Elements are also classified based on shared characteristics. In general, most metals are located to the left, bottom, and center of the table. Most non-metallic elements are to the right and to the top. The metalloids are adjacent to a diagonal line from Boron to Astatine. Most of the gases are located to the upper right section of the Periodic Table.

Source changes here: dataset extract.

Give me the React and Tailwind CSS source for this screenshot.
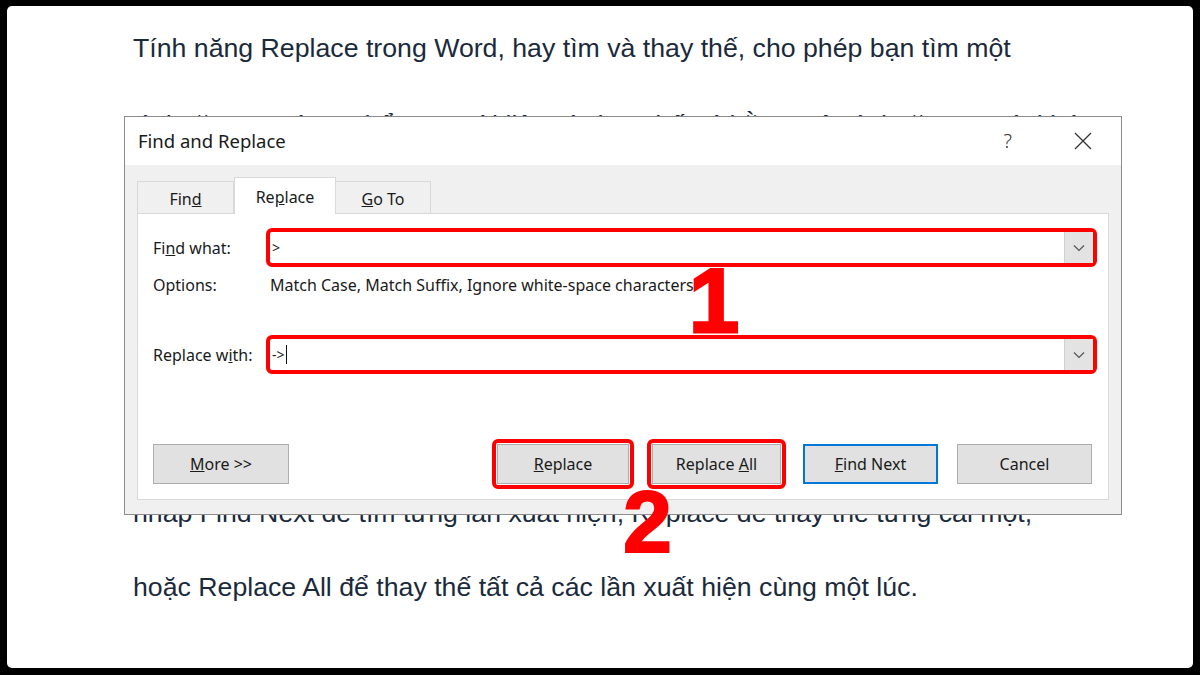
import React from "react";

function Chevron() {
  return (
    <svg width="12" height="8" viewBox="0 0 12 8" className="block">
      <polyline points="1,1.5 6,6.5 11,1.5" fill="none" stroke="#555" strokeWidth="1.2" />
    </svg>
  );
}

function Field({ value, cursor }) {
  return (
    <div className="h-[39px] border-4 border-[#ff0000] rounded-[6px] flex bg-white">
      <div className="flex-1 flex items-center pl-[2px] text-[14px] text-[#222]">
        <span>{value}</span>
        {cursor && <span className="inline-block w-px h-[19px] bg-[#111] ml-[1px]" />}
      </div>
      <div className="w-[29px] bg-[#e3e3e3] border-l border-[#d0d0d0] flex items-center justify-center">
        <Chevron />
      </div>
    </div>
  );
}

function Btn({ children, blue, w }) {
  return (
    <div
      className={
        "h-[40px] shrink-0 flex items-center justify-center bg-[#e1e1e1] text-[16px] text-[#1a1a1a] " +
        (blue ? "border-2 border-[#0078d7]" : "border border-[#adadad]")
      }
      style={{ width: w }}
    >
      {children}
    </div>
  );
}

function RedBtn({ children, w }) {
  return (
    <div className="shrink-0 border-4 border-[#ff0000] rounded-[6px] p-px">
      <div
        className="h-[40px] flex items-center justify-center bg-[#e1e1e1] border border-[#adadad]"
        style={{ width: w }}
      >
        {children}
      </div>
    </div>
  );
}

export default function App() {
  const body = { fontFamily: '"Liberation Sans", Arial, sans-serif' };
  const ui = { fontFamily: '"Noto Sans", "Open Sans", sans-serif' };
  return (
    <div className="w-[1200px] h-[675px] bg-black pt-[6px] px-[7px] pb-[7px]">
      <div className="relative w-full h-full bg-white rounded-[5px] overflow-hidden">
        <div className="pt-[5px] pl-[126px] leading-[74px] text-[26.7px] text-[#1b2a3b] whitespace-nowrap" style={body}>
          <div>Tính năng Replace trong Word, hay tìm và thay thế, cho phép bạn tìm một</div>
          <div className="mt-[3px]">từ hoặc cụm từ cụ thể trong tài liệu và thay thế nó bằng một từ hoặc cụm từ khác</div>
          <div className="mt-[314px]">nhấp Find Next để tìm từng lần xuất hiện, Replace để thay thế từng cái một,</div>
          <div>hoặc Replace All để thay thế tất cả các lần xuất hiện cùng một lúc.</div>
        </div>

        {/* Dialog */}
        <div
          className="absolute left-[117px] top-[110px] w-[998px] h-[399px] border border-[#8c8c8c] bg-[#f0f0f0] flex flex-col"
          style={ui}
        >
          <div className="h-[48px] bg-white flex items-center pl-[13px] pr-[29px] shrink-0">
            <span className="text-[18.5px] text-[#1a1a1a] flex-1">Find and Replace</span>
            <span className="text-[20px] text-[#333] mr-[62px] font-light">?</span>
            <svg width="18" height="18" viewBox="0 0 18 18">
              <path d="M1 1 L17 17 M17 1 L1 17" stroke="#333" strokeWidth="1.3" />
            </svg>
          </div>
          <div className="flex-1 px-[12px] pt-[12px] pb-[14px] flex flex-col">
            <div className="flex items-end h-[36px] text-[16px] text-[#1a1a1a]">
              <div className="w-[97px] h-[32px] pt-[2px] border border-b-0 border-[#d9d9d9] bg-[#f0f0f0] flex items-center justify-center">
                Fin<u>d</u>
              </div>
              <div className="w-[102px] h-[37px] -mb-px pt-[2px] border border-b-0 border-[#d9d9d9] bg-white flex items-center justify-center relative z-10">
                Re<u>p</u>lace
              </div>
              <div className="w-[95px] h-[32px] pt-[2px] border border-b-0 border-l-0 border-[#d9d9d9] bg-[#f0f0f0] flex items-center justify-center">
                <u>G</u>o To
              </div>
            </div>
            <div className="flex-1 bg-white border border-[#d9d9d9] pl-[15px] pr-[11px] pt-[14px] text-[16px] text-[#1a1a1a]">
              <div className="flex items-center">
                <div className="w-[113px]">Fi<u>n</u>d what:</div>
                <div className="flex-1">
                  <Field value=">" />
                </div>
              </div>
              <div className="flex items-center h-[36px]">
                <div className="w-[117px]">Options:</div>
                <div>Match Case, Match Suffix, Ignore white-space characters</div>
              </div>
              <div className="flex items-center mt-[32px]">
                <div className="w-[113px]">Replace w<u>i</u>th:</div>
                <div className="flex-1">
                  <Field value="->" cursor />
                </div>
              </div>
              <div className="flex items-center mt-[65px] mr-[5px]">
                <Btn w={136}>
                  <span>
                    <u>M</u>ore &gt;&gt;
                  </span>
                </Btn>
                <div className="ml-[203px]">
                  <RedBtn w={132}>
                    <span>
                      <u>R</u>eplace
                    </span>
                  </RedBtn>
                </div>
                <div className="ml-[13px]">
                  <RedBtn w={129}>
                    <span>
                      Replace <u>A</u>ll
                    </span>
                  </RedBtn>
                </div>
                <div className="ml-[17px]">
                  <Btn blue w={135}>
                    <span>
                      <u>F</u>ind Next
                    </span>
                  </Btn>
                </div>
                <div className="ml-[19px]">
                  <Btn w={135}>Cancel</Btn>
                </div>
              </div>
            </div>
          </div>
        </div>

        {/* Callout numbers */}
        <div
          className="absolute left-[682px] top-[250px] text-[90px] leading-none font-bold text-[#ff0000] [-webkit-text-stroke:3px_#ff0000]"
          style={body}
        >
          1
        </div>
        <div
          className="absolute left-[616px] top-[472px] text-[88px] leading-none font-bold text-[#ff0000] [-webkit-text-stroke:2px_#ff0000]"
          style={body}
        >
          2
        </div>
      </div>
    </div>
  );
}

The Periodic Table is divided into nine families. The Alkali Earth Metals are found in Group 1. They are highly reactive and have one valence electron. They are malleable, ductile, good thermal and electric conductors, and are softer than most other metals. Group 2 elements are Alkaline Earth metals. All of these elements have two valence electrons. The transition metals are located in Groups 3-12. They are ductile, malleable, and good thermal and electric conductors. Their valence electrons are present in more than one shell and have several common oxidation states. The “other metals” are located in Groups 13-15. All of these metals are solid and do not exhibit variable oxidation states. Their valence electrons are only present in their outer shell. The metalloids have properties of both metals and non-metals and are located along the boundary separating the metals from the non-metals. Non-metals are the elements in Groups 14-16, are not good conductors and can be very brittle. These elements are Carbon, Nitrogen, Oxygen, Phosphorus, Sulfur, and Selenium. The Halogens are in Group 17. All of the halogens have 7 valence electrons and are highly reactive. The Noble Gases are found in Group 18. All noble gases have 8 valence electrons and are nonreactive. There are 30 rare Earth elements composed of the lanthanide (elements 58-71) series and the actinide (elements 90-103) series. Most of the actinides are synthetic and are found in Group 3 of the Periodic Table, and the 6th and 7th periods.